As noble Lords will know, under the existing provision, specified offences are aggravated and subject to potentially greater maximum penalties where it is proved that the offender was motivated by hostility towards the protected characteristics of race and religion. The relevant offences for these purposes are criminal damage, harassment, stalking and certain public order offences, as well as several offences against the person, including actual and grievous bodily harm, strangulation, assault and malicious wounding.

Through Amendment 334, the Government are not creating new criminal offences; rather, we are extending a well-established legislative model to ensure that it properly captures the full range of hostility-based offending that we know is taking place in our communities. I just happen to believe that individuals who are trans or have a disability have a right and a promise to live life free from hostility in our society today. I pray in aid that, in the last year for which figures are available, March 2024 to March 2025, 4,120 hate crimes were registered by the police against transgender people and 10,649 hate crimes were registered against people with disabilities.

The amendment fulfils the Government’s commitment to level up the hate crime legislative framework by extending the regime of aggravated offences under the 1998 Act to cover criminal behaviours motivated by hostility towards sexual orientation, disability and transgender identity. We are also adding behaviours motivated by hostility based on sex or presumed sex.

As a corollary to Amendment 334, government Amendments 345, 347, 349 and 353 separately amend the new offences on abuse towards emergency workers to provide for aggravation where these offences are motivated by or demonstrate hostility to the same range of protected characteristics. This ensures, for the first time, parity of treatment across these protected characteristics and provides the police and prosecutors with a broader set of tools for recognising and responding to hate crime offences.

This measure has received a broad welcome from a range of charities and organisations involved with disability or with transgender issues. Stonewall has described the measure before the House tonight as

“a powerful message that LGBTQ+ people deserve equal access to justice”.

Galop, the LGBT and anti-abuse charity, has described the amendment as a “landmark moment” for equality. Real, the deaf and disabled people’s organisation, has said:

“It reflects long-standing calls for equal protection under the law for all victims of hate crime”.

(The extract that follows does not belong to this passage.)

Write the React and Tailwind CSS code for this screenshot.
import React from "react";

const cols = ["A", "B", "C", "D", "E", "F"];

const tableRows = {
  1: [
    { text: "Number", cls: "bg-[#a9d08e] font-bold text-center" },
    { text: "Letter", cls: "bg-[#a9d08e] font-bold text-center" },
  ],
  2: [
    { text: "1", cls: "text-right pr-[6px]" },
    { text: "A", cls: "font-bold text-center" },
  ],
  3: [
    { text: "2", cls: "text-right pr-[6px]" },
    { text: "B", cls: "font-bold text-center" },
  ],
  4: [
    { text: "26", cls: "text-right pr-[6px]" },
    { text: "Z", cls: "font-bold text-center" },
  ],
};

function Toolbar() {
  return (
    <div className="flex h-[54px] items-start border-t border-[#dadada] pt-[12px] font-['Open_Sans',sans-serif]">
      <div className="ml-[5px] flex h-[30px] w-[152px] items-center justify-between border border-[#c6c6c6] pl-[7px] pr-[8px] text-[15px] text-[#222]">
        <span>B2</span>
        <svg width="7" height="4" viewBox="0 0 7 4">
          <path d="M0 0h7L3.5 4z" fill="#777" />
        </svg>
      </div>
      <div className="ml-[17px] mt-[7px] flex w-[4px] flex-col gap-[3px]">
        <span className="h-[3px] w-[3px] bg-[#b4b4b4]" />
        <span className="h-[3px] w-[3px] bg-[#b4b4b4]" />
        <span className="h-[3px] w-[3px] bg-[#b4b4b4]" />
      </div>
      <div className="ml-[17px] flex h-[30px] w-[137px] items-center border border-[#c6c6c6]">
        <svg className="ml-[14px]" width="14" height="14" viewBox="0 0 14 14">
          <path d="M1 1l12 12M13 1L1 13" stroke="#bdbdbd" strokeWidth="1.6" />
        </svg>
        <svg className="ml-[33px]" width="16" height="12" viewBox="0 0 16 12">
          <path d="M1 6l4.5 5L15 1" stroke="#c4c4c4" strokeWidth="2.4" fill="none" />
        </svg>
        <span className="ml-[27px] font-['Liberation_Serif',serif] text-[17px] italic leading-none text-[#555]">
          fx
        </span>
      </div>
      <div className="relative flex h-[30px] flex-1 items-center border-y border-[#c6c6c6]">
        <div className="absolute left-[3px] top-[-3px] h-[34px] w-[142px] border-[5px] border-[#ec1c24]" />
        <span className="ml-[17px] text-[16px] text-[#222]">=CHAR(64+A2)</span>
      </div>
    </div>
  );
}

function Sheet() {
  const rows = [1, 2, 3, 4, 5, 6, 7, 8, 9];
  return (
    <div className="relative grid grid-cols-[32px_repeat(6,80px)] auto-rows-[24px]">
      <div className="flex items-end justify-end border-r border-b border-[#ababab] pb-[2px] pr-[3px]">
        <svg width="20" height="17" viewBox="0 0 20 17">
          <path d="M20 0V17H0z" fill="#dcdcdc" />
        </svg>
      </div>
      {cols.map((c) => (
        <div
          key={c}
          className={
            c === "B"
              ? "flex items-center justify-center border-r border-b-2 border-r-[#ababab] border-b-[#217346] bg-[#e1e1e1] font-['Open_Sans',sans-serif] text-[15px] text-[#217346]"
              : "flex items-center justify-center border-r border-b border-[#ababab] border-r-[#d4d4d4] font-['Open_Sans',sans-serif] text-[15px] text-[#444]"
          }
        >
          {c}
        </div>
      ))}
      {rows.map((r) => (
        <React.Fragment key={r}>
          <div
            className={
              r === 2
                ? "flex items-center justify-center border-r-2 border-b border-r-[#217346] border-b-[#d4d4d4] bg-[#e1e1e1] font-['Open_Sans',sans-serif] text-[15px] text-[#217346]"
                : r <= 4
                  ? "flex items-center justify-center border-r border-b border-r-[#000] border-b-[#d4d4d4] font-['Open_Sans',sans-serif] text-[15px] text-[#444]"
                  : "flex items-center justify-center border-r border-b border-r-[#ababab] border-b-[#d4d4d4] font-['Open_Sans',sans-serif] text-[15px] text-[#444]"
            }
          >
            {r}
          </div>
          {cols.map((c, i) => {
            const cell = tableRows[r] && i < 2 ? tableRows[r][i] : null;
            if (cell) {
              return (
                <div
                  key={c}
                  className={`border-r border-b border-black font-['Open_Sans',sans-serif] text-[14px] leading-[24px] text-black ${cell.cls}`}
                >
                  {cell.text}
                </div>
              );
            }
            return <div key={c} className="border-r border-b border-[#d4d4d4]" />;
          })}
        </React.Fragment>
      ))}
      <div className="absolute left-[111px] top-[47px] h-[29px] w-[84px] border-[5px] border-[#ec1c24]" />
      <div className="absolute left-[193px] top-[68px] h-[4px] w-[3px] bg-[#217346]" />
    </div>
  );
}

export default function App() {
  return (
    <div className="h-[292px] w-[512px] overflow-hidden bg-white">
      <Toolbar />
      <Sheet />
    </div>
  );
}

The Spinal Injuries Association has said:

“It sends a clear message that violence and hostility directed at disabled people will no longer be overlooked and must be treated with the seriousness it deserves”.


I concur with all those comments, and I hope that the whole House will do too in due course.

Aggravated offences are well established in our criminal law. By extending the scope of the provisions in the Crime and Disorder Act, we will help to ensure that criminal justice agencies identify and record hostility against protected characteristics where they take place and that perpetrators are appropriately punished for their offending.

These are not abstract virtues. They translate into better case-building, clearer communication with victims and, ultimately, more robust outcomes in court. I hope that they will also prevent people being attacked, abused and harassed for issues to do with their identity as transgender people or people with disabilities. It is simply not acceptable in the 21st century for those types of offences to take place. That is why we consider that the aggravated offences framework remains the right tool for recognising and responding to hostility based offending.

Recognising hostility based on sex within the aggravated offences regime complements our mission to tackle violence against women and girls. It will enable the courts to recognise on the face of the offence the serious harm caused when a victim is targeted because of their sex or presumed sex. Making it clear in law that offences motivated by hostility towards a victim’s sex will be treated just as seriously as those motivated by hostility towards the range of other protected characteristics in the hate crime regime reinforces our determination as a Government to confront these harms.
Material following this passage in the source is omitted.